Efrîn’de 200 bin civarında insanın yerinden yurdundan olduğunu hatırlatan çeken Salih Müslim, şöyle devam etti: "Şu anda yaklaşık yüz 30 bin civarında kişi, Şehba’daki kamplarda yaşamını sürdürüyorlar. Tabii bu insanlar kendi evlerine dönmek istiyor. Ancak Efrîn’in köylerinde yaşayan, hiçbir şekilde kimseyle ilişkisi olmayanlar bile her gün baskı görüyor, kaçırılıyor ve öldürülüyorlar. Efrîn boşaltılmak isteniliyor. Öbür taraftan da birçok bölgeden çeteler, Efrîn’e getirilip, Kürtlerin evlerine ve topraklarına yerleştiriliyor. Bu yol ile Efrîn’in demografik yapısını değiştirmek istiyorlar. Meclisler, kuruluş, okullar ve kurumlarda Türkçe konuşuluyor, Türkçe eğitim veriliyor. Kürtçe yasaklanmış. Efrîn’i bir Türkiye parçası olarak görüyorlar. Böyle bakıyorlar."

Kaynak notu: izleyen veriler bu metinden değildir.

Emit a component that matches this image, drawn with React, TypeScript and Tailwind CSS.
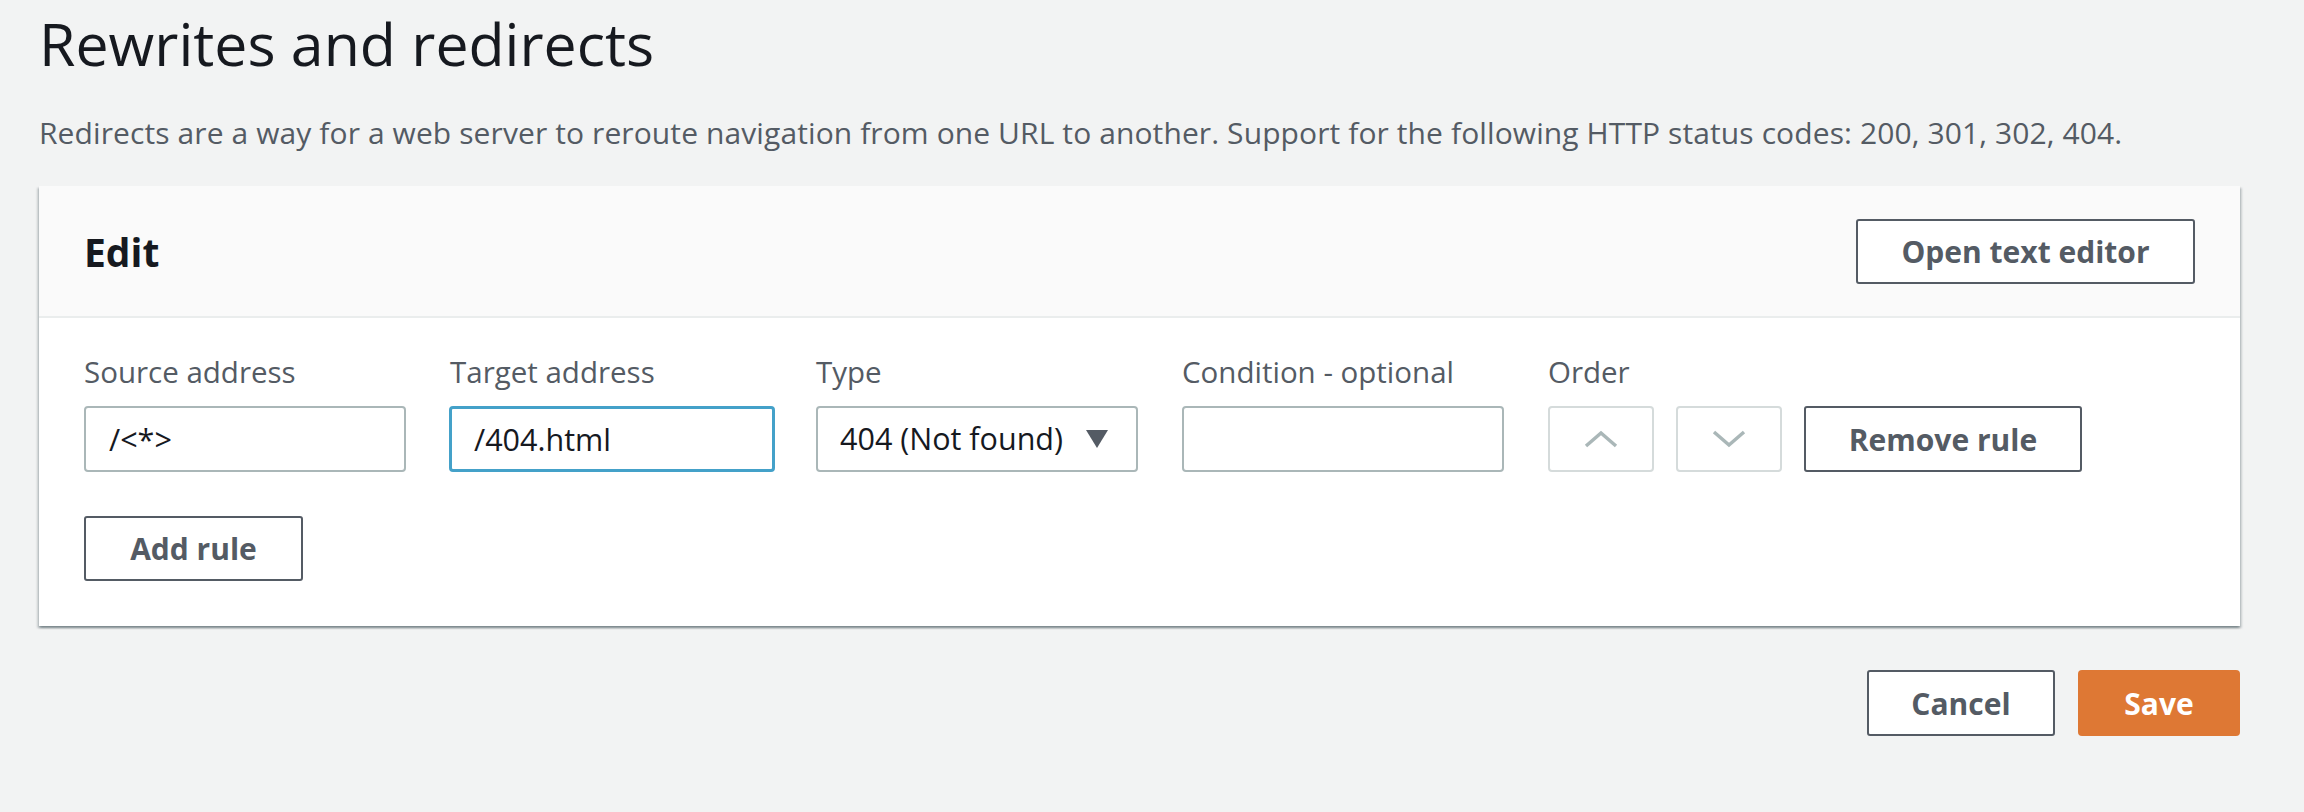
export default function App() {
  return (
    <div className="min-h-[812px] w-full bg-[#f2f3f3] px-[39px] pr-[64px] pt-[7px] font-['Open_Sans',sans-serif]">
      <h1 className="text-[59px] leading-[72px] text-[#16191f]">Rewrites and redirects</h1>
      <p className="mt-[34px] text-[30px] leading-[40px] tracking-[0.1px] text-[#545b64]">
        Redirects are a way for a web server to reroute navigation from one URL to another. Support for the following
        HTTP status codes: 200, 301, 302, 404.
      </p>

      <div className="mt-[33px] bg-white shadow-[0_2px_2px_0_rgba(0,28,36,0.3),2px_2px_2px_0_rgba(0,28,36,0.15),-2px_2px_2px_0_rgba(0,28,36,0.15)]">
        <div className="flex h-[132px] items-center justify-between border-b-2 border-[#eaeded] bg-[#fafafa] px-[45px]">
          <h2 className="text-[39px] font-bold leading-none text-[#16191f]">Edit</h2>
          <button className="h-[65px] w-[339px] rounded-[3px] border-2 border-[#545b64] bg-white text-[30px] font-bold text-[#545b64]">
            Open text editor
          </button>
        </div>

        <div className="px-[45px] pt-[34px] pb-[45px]">
          <div className="flex gap-[44px]">
            <Field label="Source address">
              <TextBox value="/<*>" />
            </Field>
            <Field label="Target address">
              <TextBox value="/404.html" focused />
            </Field>
            <Field label="Type">
              <div className="flex h-[66px] w-[322px] items-center justify-between rounded-[4px] border-2 border-[#aab7b8] bg-white pl-[22px] pr-[28px] text-[30.5px] text-[#16191f]">
                <span>404 (Not found)</span>
                <svg width="22" height="18" viewBox="0 0 22 18">
                  <polygon points="0,0 22,0 11,18" fill="#545b64" />
                </svg>
              </div>
            </Field>
            <Field label="Condition - optional">
              <TextBox value="" />
            </Field>
            <div className="flex flex-col">
              <label className="mb-[14px] text-[29.5px] leading-[40px] text-[#545b64]">Order</label>
              <div className="flex gap-[22px]">
                <button className="flex h-[66px] w-[106px] items-center justify-center rounded-[4px] border-2 border-[#d5dbdb] bg-white">
                  <svg width="34" height="18" viewBox="0 0 34 18">
                    <polyline points="2,16 17,3 32,16" fill="none" stroke="#aab7b8" strokeWidth="3.5" />
                  </svg>
                </button>
                <button className="flex h-[66px] w-[106px] items-center justify-center rounded-[4px] border-2 border-[#d5dbdb] bg-white">
                  <svg width="34" height="18" viewBox="0 0 34 18">
                    <polyline points="2,2 17,15 32,2" fill="none" stroke="#aab7b8" strokeWidth="3.5" />
                  </svg>
                </button>
                <button className="h-[66px] w-[278px] rounded-[3px] border-2 border-[#545b64] bg-white text-[30px] font-bold text-[#545b64]">
                  Remove rule
                </button>
              </div>
            </div>
          </div>

          <button className="mt-[44px] h-[65px] w-[219px] rounded-[3px] border-2 border-[#545b64] bg-white text-[30px] font-bold text-[#545b64]">
            Add rule
          </button>
        </div>
      </div>

      <div className="mt-[44px] flex justify-end gap-[23px]">
        <button className="h-[66px] w-[188px] rounded-[3px] border-2 border-[#545b64] bg-white text-[30px] font-bold text-[#545b64]">
          Cancel
        </button>
        <button className="h-[66px] w-[162px] rounded-[4px] bg-[#de7834] text-[30px] font-bold text-white">
          Save
        </button>
      </div>
    </div>
  )
}

function Field({ label, children }: { label: string; children: React.ReactNode }) {
  return (
    <div className="flex w-[322px] flex-col">
      <label className="mb-[14px] text-[29.5px] leading-[40px] text-[#545b64]">{label}</label>
      {children}
    </div>
  )
}

function TextBox({ value, focused }: { value: string; focused?: boolean }) {
  return (
    <input
      readOnly
      value={value}
      className={
        focused
          ? "h-[66px] w-[326px] -ml-px rounded-[4px] border-[3px] border-[#44a1c9] bg-white pl-[22px] text-[30.5px] text-[#16191f] outline-none"
          : "h-[66px] w-[322px] rounded-[4px] border-2 border-[#aab7b8] bg-white pl-[23px] text-[30.5px] text-[#16191f] outline-none"
      }
    />
  )
}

‘KÜRTLER İŞGAL POLİTİKALARINA KARŞI BİRLEŞMELİ’

Müslim, Türk devletinin işgal politikalarının Efrîn ile sınırlı olmadığını belirterek, “Bu politika Güney Kürdistan için de geçerli. Yıllardır hava saldırısı düzenliyor. Yine birçok yerde askeri üsleri var. Şu anda çatışmalar da var. Türk devleti bütün Kürtleri hedef almış durumda. Kürtler, birleşmezse, bir araya gelmezse, Türk devleti amacına ulaşır. Onun için herkesin buna karşı çıkması gerekiyor” dedi.

Erdoğan’ın sadece Kürtleri de tehdit etmediğini hatırlatan Müslim, Yunanistan olmak üzere bütün komşularına karşı, dünyanın başına bela olmuş durumda olduğunu ve birilerinin buna 'dur' demesinin zamanın geldiğini söyledi. Müslim, bütün bu politikalara rağmen Türkiye ile ilişkilerini sürdüren ABD ve NATO ülkelerini de sert bir dille eleştirdi.

’26 MAYIS’TA HERKES TEPKİSİNİ GÖSTERMELİ'

Salih Müslim, dünyaca tanınmış yüzlerce siyasetçi, şahsiyet, akademisyen, aydın ve kurum temsilcilerinin Erdoğan’ın bu işgal politikalarına karşı 'Dünya Global Eylem Günü' adıyla yaptığı çağrıya da değinerek, şunları söyledi: "Başta Kürtler olmak üzere demokratik çevreler ve dostları, dünyanın birçok merkezinde bu politikalara karşı çıkarak, tepkilerini göstermelidirler. Çünkü Türkiye ve Erdoğan, Suriye’de çözüm ve barış istemiyor. 7 yılıdır her türlü karışıklığı yapıyor. Bugünkü tablonun tek sorumlusu Erdoğan’dır. Bütün halkları, ülkeleri ve bölgeyi tehdit ediyor. Onun için barış isteyen, demokrasi isteyen ve özgürlüklerden yana olan bütün kesimler, dünyanın neresinde olursa olsun, 26 Mayıs’ta bu işgal ve yayılmacı zihniyete karşı sokağa çıkmalı, tepkisini göstermelidir.”